As for companies having rules against having something on BGG. Its very true as I just last month was told flat out by a publisher that they prefer a game not to have been posted to BGG.
But the rule is against a game being out first free or web hosted in a print-n-play format or small press. And that rules been held by many companies since at least the 90s when I first encountered it myself.


I just want to make sure this is clear and the message does not get messed up. From my understanding game companies don’t want to see a game page put up on the BGG. This is because it takes away their ability to retheme, rename, make big changes and promote the game. Companies do not have a problem with open discussions about a game and its design issues on the geek. It also does not mean you cannot do a print and play (P&P) to specific individuals through BGG as long as it is not a public distribution. P&P should be done in limited format to flush out the final design. There should be nothing against designers making a P&P.
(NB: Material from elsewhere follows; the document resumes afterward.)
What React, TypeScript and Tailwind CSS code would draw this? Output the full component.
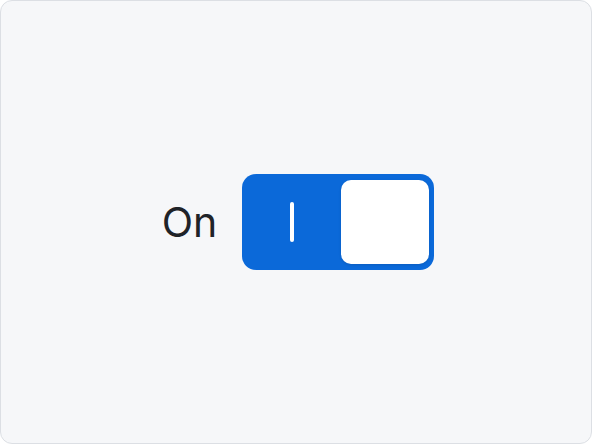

No. I was told flat out by 2 small and 2 large companies that having a game up as Print-n-Play got it an automatic rejection. WOTC used to have that stated in their submissions guidelines. Not sure if they still do. Same goes for having it on a web site, etc.

As said. Most dont care if you discuss the game development. But the minute you have the game up anywhere for free, doors *will* close where they were open before.

Keep in mind, as with all else in the gaming biz. This varies wildly from company to company. Some are more strict, some less so. And some mine the forums for new games. But going PnP definitly will lock you out of some companies.

PnP playtesting in private though is usually ok. Long as its not posted on the net.